University of North Dakota Faculty/Staff Newsletter

NIH grants $10.5 million to UND for epigenetics research center

The School of Medicine and Health Sciences (SMHS) has received a $10.5 million, five-year grant from the National Institutes of Health (NIH) to support an Institutional Development Award (IDeA) Center of Biomedical Research Excellence (COBRE [pronounced KOH-bree]). The IDeA program builds research capacities in states that historically have had low levels of NIH funding by supporting basic, clinical and translational research; faculty development; and infrastructure improvements.

The new COBRE at UND will research the epigenetics of development and disease. Epigenetics is the study of the epigenome, the biochemical elements in the cellular neighborhood around your DNA, which may direct the expression of your genetic code for good or for ill. Epigenetic changes to your DNA can be passed on from cell to cell as cells divide and eventually to your offspring and their children.

"Institutional Development Award Centers of Biomedical Research Excellence are thematic, multidisciplinary programs that develop faculty and institutional research capabilities in states—like North Dakota—that historically have had low levels of funding from the National Institutes of Health," said W. Fred Taylor, who directs the IDeA program at the NIH's National Institute of General Medical Sciences. "This COBRE is focusing on the role of epigenetic changes in human disease development and progression, a cutting-edge field of scientific inquiry that could lead to new approaches to treatment and prevention."

"This is the second COBRE awarded to UND and the SMHS, and we are just thrilled," said Joshua Wynne, vice president for health affairs and dean of the SMHS. "The initial COBRE is now in its third cycle, and has more than fulfilled all expectations. We expect similar great results from this epigenetics COBRE."

Roxanne A. Vaughan, principal investigator of the COBRE and Chester Fritz Distinguished Professor of Biochemistry and Molecular Biology at the SMHS, said, "This grant will significantly expand epigenetic research at UND by instituting a variety of programs that will support young investigators at early stages in their careers, establish core facilities and purchase major equipment, and assist with faculty mentoring and development. Together these programs will enhance research across multiple disciplines and elevate the research capacity of the university."

As an established biomedical research scientist, Vaughan was crucial in meeting the NIH's expectation that the principal investigator for the new COBRE must be able to ensure high quality research and has the experience to administer effectively and integrate all components of the program.

Vaughan will help support the projects of the new center's team members, who are early career investigators or those with established research programs in other fields whose research has led them to the exciting area of epigenetics and epigenomics research:

  • Lucia Carvelli, assistant professor of pharmacology, physiology, and therapeutics.
  • Archana Dhasarathy, assistant professor of biochemistry and molecular biology.
  • Sergei Nechaev, assistant professor of anatomy and cell biology.
  • Joyce Ohm, assistant professor of biochemistry and molecular biology.

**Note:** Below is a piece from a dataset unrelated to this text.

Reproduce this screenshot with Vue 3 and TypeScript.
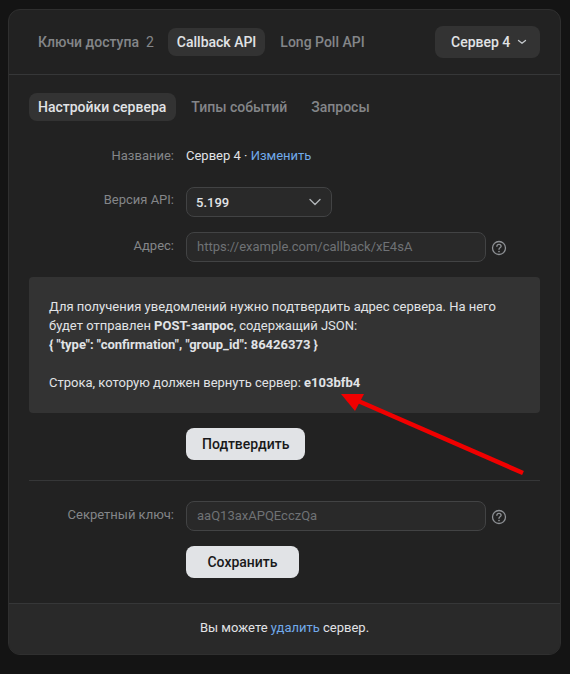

The new center solidifies the efforts of the epigenetics research working group at UND, which has been meeting regularly since 2010 and has grown to include approximately twenty laboratories from three departments in the SMHS, as well as talented scientists from the College of Nursing, the College of Arts and Sciences, and the U.S. Department of Agriculture Grand Forks Human Nutrition Research Center.

"Abnormal epigenetic regulation has been implicated in a variety of human diseases," said Joyce Ohm. "Those diseases include cancer, obesity, diabetes, infertility, and neurodegenerative disorders such as Alzheimer's disease or Parkinson's disease. Researchers at UND are actively working to understand the bases for these diseases and to develop new strategies for treatments or preventions."

Your DNA was once thought to hold your destiny chiseled in stone, the sole determinant of who you are or will be. However, scientists have recently found that your DNA is text that is editable by your epigenome, and this fluidity plays a pivotal role in whether you develop a disease based on the effect of environmental factors such as exposure to toxins and if you might pass this susceptibility to future generations. So the epigenome may alter the way genes are expressed, which can make even identical twins different.

Because analysis of the data for the human epigenome dwarfs the effort that took place to map the human genome, the UND scientists will rely on an expert in bioinformatics to help them sift through the mountain of information. Bioinformatics is the interdisciplinary field that uses the power of computers and statistics to analyze the wealth of information generated by biomedical researchers.

A part of the U.S. Department of Health and Human Services, the NIH is the nation's medical research agency. The NIH is the largest source of funding for medical research in the world. The mission of the NIH is to seek fundamental knowledge about the nature and behavior of living systems and the application of that knowledge to enhance health, lengthen life, and reduce illness and disability.